How Solar Energy Boosts Women Entrepreneurs In Tanzania
Solar energy, a cheap power alternative to the vast population in sub-Saharan Africa with no access to electricity, has economically empowered the women entrepreneurs in Tanzania who work even after night falls.
In Bunambiyu, a village in the northern region of East Africa’s second largest economy, solar-powered lanterns have greatly improved the social-economic lives of the rural population.
“Solar energy has entirely changed my life. I use it at work and at home, yet it does not cost me anything. I often wake up at night to work because I need the money to support my family,” Reuters quoted Elizabeth Julius, who owns a tailoring shop.
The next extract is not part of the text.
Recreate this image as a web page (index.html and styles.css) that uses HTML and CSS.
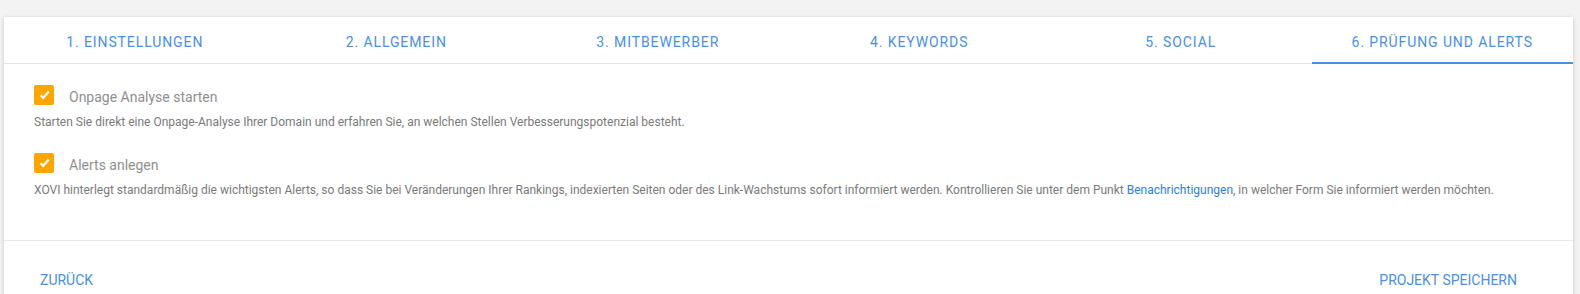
FILE: index.html
```html
<!DOCTYPE html>
<html lang="de">
<head>
    <meta charset="UTF-8">
    <meta name="viewport" content="width=device-width, initial-scale=1.0">
    <title>Projekt anlegen</title>
    <link rel="stylesheet" href="styles.css">
</head>
<body>
    <div class="wizard">
        <div class="tabs">
            <div class="tab">1. Einstellungen</div>
            <div class="tab">2. Allgemein</div>
            <div class="tab">3. Mitbewerber</div>
            <div class="tab">4. Keywords</div>
            <div class="tab">5. Social</div>
            <div class="tab active">6. Prüfung und Alerts</div>
        </div>

        <div class="content">
            <div class="option">
                <div class="option-row">
                    <span class="checkbox">
                        <svg width="20" height="20" viewBox="0 0 20 20"><path d="M6.6 10.2 L9.2 12.8 L14.8 6.6" fill="none" stroke="#fff" stroke-width="2.2"/></svg>
                    </span>
                    <label>Onpage Analyse starten</label>
                </div>
                <p class="hint">Starten Sie direkt eine Onpage-Analyse Ihrer Domain und erfahren Sie, an welchen Stellen Verbesserungspotenzial besteht.</p>
            </div>
            <div class="option">
                <div class="option-row">
                    <span class="checkbox">
                        <svg width="20" height="20" viewBox="0 0 20 20"><path d="M6.6 10.2 L9.2 12.8 L14.8 6.6" fill="none" stroke="#fff" stroke-width="2.2"/></svg>
                    </span>
                    <label>Alerts anlegen</label>
                </div>
                <p class="hint">XOVI hinterlegt standardmäßig die wichtigsten Alerts, so dass Sie bei Veränderungen Ihrer Rankings, indexierten Seiten oder des Link-Wachstums sofort informiert werden. Kontrollieren Sie unter dem Punkt <a href="#">Benachrichtigungen</a>, in welcher Form Sie informiert werden möchten.</p>
            </div>
        </div>

        <div class="footer">
            <button class="link-btn">Zurück</button>
            <button class="link-btn">Projekt speichern</button>
        </div>
    </div>
</body>
</html>
```

FILE: styles.css
```css
body {
    margin: 0;
    background-color: #f3f3f3;
    font-family: Roboto, Arial, sans-serif;
    padding: 17px 7px 0 4px;
    overflow: hidden;
}
.wizard {
    background-color: #fff;
    box-shadow: 0 1px 4px rgba(0, 0, 0, 0.2);
    height: 300px;
}
.tabs {
    display: grid;
    grid-template-columns: repeat(6, 1fr);
    border-bottom: 1px solid #e6e6e6;
}
.tab {
    height: 47px;
    padding-top: 15px;
    box-sizing: border-box;
    text-align: center;
    font-size: 14px;
    line-height: 20px;
    letter-spacing: 0.9px;
    text-transform: uppercase;
    color: #4a90e2;
    border-bottom: 2px solid transparent;
    margin-bottom: -1px;
}
.tab.active {
    border-bottom-color: #4a90e2;
}
.content {
    padding: 21px 30px 42px 30px;
    border-bottom: 1px solid #e8e8e8;
}
.option + .option {
    margin-top: 23px;
}
.option-row {
    display: flex;
    align-items: flex-start;
}
.checkbox {
    width: 20px;
    height: 20px;
    border-radius: 2px;
    background-color: #ffa500;
    display: flex;
}
.option-row label {
    margin-left: 15px;
    padding-top: 2px;
    font-size: 14px;
    line-height: 20px;
    color: #8f8f8f;
}
.hint {
    margin: 7px 0 0 0;
    font-size: 12px;
    line-height: 16px;
    color: #7a7a7a;
}
.hint a {
    color: #2f7ed8;
    text-decoration: none;
}
.footer {
    display: flex;
    justify-content: space-between;
    padding: 29px 56px 0 36px;
}
.link-btn {
    background: none;
    border: none;
    padding: 0;
    font-family: inherit;
    font-size: 14px;
    line-height: 20px;
    text-transform: uppercase;
    color: #4a90e2;
    cursor: pointer;
}
```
Three years ago, Julius took a $500 bank loan and bought solar powered lanterns which she sold.
She used the proceeds to secure a bigger loan to start a barber shop, consumer goods shop and a mobile phone charging facility, all powered by solar.
Julius currently earns at least $25 per day, enabling her to adequately support her family of four and thrive in her business, Reuters reported.
She is one of the beneficiaries of Energy 4 Impact, formerly GVEP International, a United Kingdom charity organization founded in 2007 with the aim of providing access to energy to empower rural communities in East and West Africa.
The organization formed Women Integration into Renewable Energy (WIRE), a project to support 400 female solar entrepreneurs by 2020, through financial and expertise training.
They will in turn provide 360,000 people in Tanzania and Kenya with access to clean energy for cooking and lighting products.
Energy 4 Impact currently operates in Kenya, Tanzania, Rwanda, Uganda and Senegal but is also considering entering Nigeria, Ethiopia, Ghana and Sierra Leone, according to information on its website.
The organization and United Nations Development Programme (UNDP)-led Affordable and Clean Energy (SDG 7) are some of the international initiatives in sub-Saharan Africa, aiming to provide access to clean energy to millions who lack electricity supply.
At least 600 million people in sub-Saharan Africa have no access to electricity, with most using cooking fuels like firewood, kerosene and charcoal that are air pollutants.
In East Africa, more than 350,000 people are using solar energy in their homes, which cost about $56 a year, making it more affordable than electricity, diesel or kerosene, according to statistics by International Renewable Energy Agency (IRENA).